Written exercise
Transcribe everything in the data word for word. Pictures are left out.

Information given
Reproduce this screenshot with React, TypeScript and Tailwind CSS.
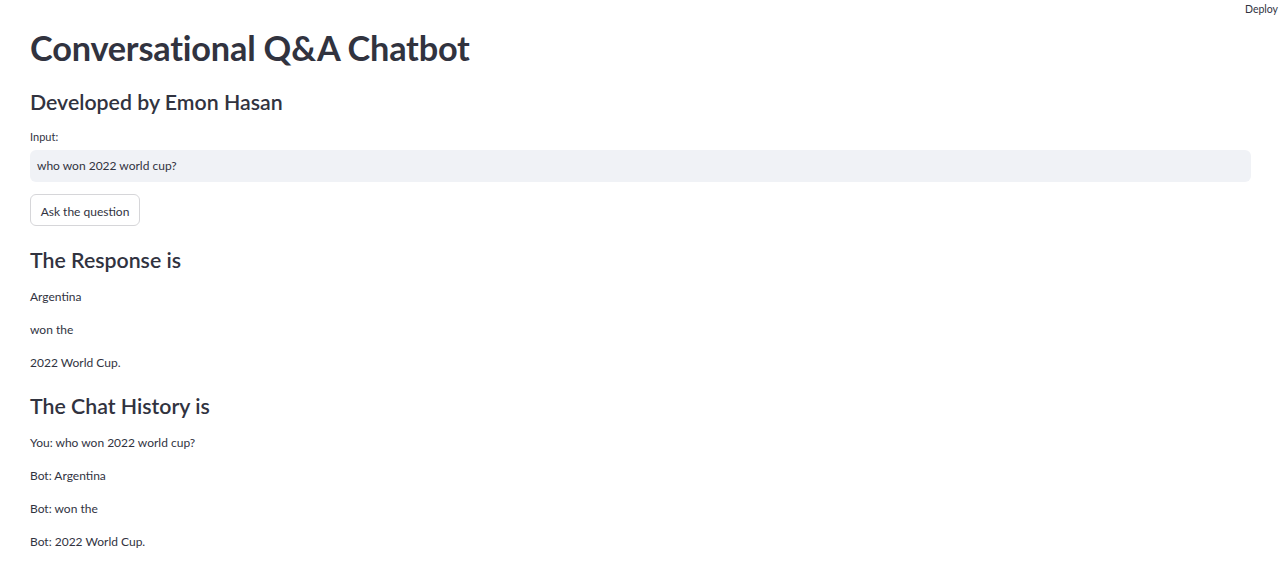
import React from 'react';

const font = { fontFamily: 'Lato, "Noto Sans", sans-serif' };

const response = ['Argentina', 'won the', '2022 World Cup.'];
const history = ['You: who won 2022 world cup?', 'Bot: Argentina', 'Bot: won the', 'Bot: 2022 World Cup.'];

export default function App() {
    return (
        <div className="relative min-h-screen bg-white text-[#31333f]" style={font}>
            {/* streamlit header overlay */}
            <div className="absolute top-0 right-0 pt-[1px] pr-[3px] text-[10.5px] leading-[16px] text-[#31333f]">Deploy</div>

            <main className="flex flex-col px-[30px] pt-[27px]">
                <h1 className="text-[34.3px] leading-[42px] font-bold tracking-[-0.2px]">Conversational Q&amp;A Chatbot</h1>
                <h2 className="mt-[20px] text-[21.3px] leading-[26px] font-semibold">Developed by Emon Hasan</h2>

                <label className="mt-[14px] text-[11px] leading-[16px]">Input:</label>
                <div className="mt-[5px] flex h-[32px] items-center rounded-[6px] bg-[#f0f2f6] px-[7px] text-[12px]">
                    who won 2022 world cup?
                </div>

                <div className="mt-[12px]">
                    <button
                        type="button"
                        className="h-[32px] w-[110px] rounded-[6px] border border-[#d6d6d9] bg-white pt-[3px] text-[12px] leading-none text-[#31333f]"
                    >
                        Ask the question
                    </button>
                </div>

                <h3 className="mt-[21px] text-[21.3px] leading-[26px] font-semibold">The Response is</h3>
                <div className="mt-[14px] flex flex-col gap-[13px]">
                    {response.map((line) => (
                        <p key={line} className="text-[12px] leading-[20px]">{line}</p>
                    ))}
                </div>

                <h3 className="mt-[20px] text-[21.3px] leading-[26px] font-semibold">The Chat History is</h3>
                <div className="mt-[14px] flex flex-col gap-[13px]">
                    {history.map((line) => (
                        <p key={line} className="text-[12px] leading-[20px]">{line}</p>
                    ))}
                </div>
            </main>
        </div>
    );
}
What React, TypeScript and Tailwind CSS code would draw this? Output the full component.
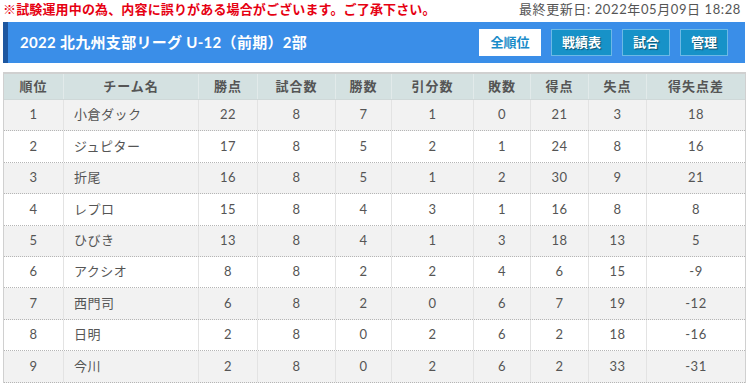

Solved exercise
Reproduce this screenshot with React, TypeScript and Tailwind CSS.
import React from 'react';

const font = { fontFamily: 'Lato, "Noto Sans", sans-serif' };

const response = ['Argentina', 'won the', '2022 World Cup.'];
const history = ['You: who won 2022 world cup?', 'Bot: Argentina', 'Bot: won the', 'Bot: 2022 World Cup.'];

export default function App() {
    return (
        <div className="relative min-h-screen bg-white text-[#31333f]" style={font}>
            {/* streamlit header overlay */}
            <div className="absolute top-0 right-0 pt-[1px] pr-[3px] text-[10.5px] leading-[16px] text-[#31333f]">Deploy</div>

            <main className="flex flex-col px-[30px] pt-[27px]">
                <h1 className="text-[34.3px] leading-[42px] font-bold tracking-[-0.2px]">Conversational Q&amp;A Chatbot</h1>
                <h2 className="mt-[20px] text-[21.3px] leading-[26px] font-semibold">Developed by Emon Hasan</h2>

                <label className="mt-[14px] text-[11px] leading-[16px]">Input:</label>
                <div className="mt-[5px] flex h-[32px] items-center rounded-[6px] bg-[#f0f2f6] px-[7px] text-[12px]">
                    who won 2022 world cup?
                </div>

                <div className="mt-[12px]">
                    <button
                        type="button"
                        className="h-[32px] w-[110px] rounded-[6px] border border-[#d6d6d9] bg-white pt-[3px] text-[12px] leading-none text-[#31333f]"
                    >
                        Ask the question
                    </button>
                </div>

                <h3 className="mt-[21px] text-[21.3px] leading-[26px] font-semibold">The Response is</h3>
                <div className="mt-[14px] flex flex-col gap-[13px]">
                    {response.map((line) => (
                        <p key={line} className="text-[12px] leading-[20px]">{line}</p>
                    ))}
                </div>

                <h3 className="mt-[20px] text-[21.3px] leading-[26px] font-semibold">The Chat History is</h3>
                <div className="mt-[14px] flex flex-col gap-[13px]">
                    {history.map((line) => (
                        <p key={line} className="text-[12px] leading-[20px]">{line}</p>
                    ))}
                </div>
            </main>
        </div>
    );
}
What React, TypeScript and Tailwind CSS code would draw this? Output the full component.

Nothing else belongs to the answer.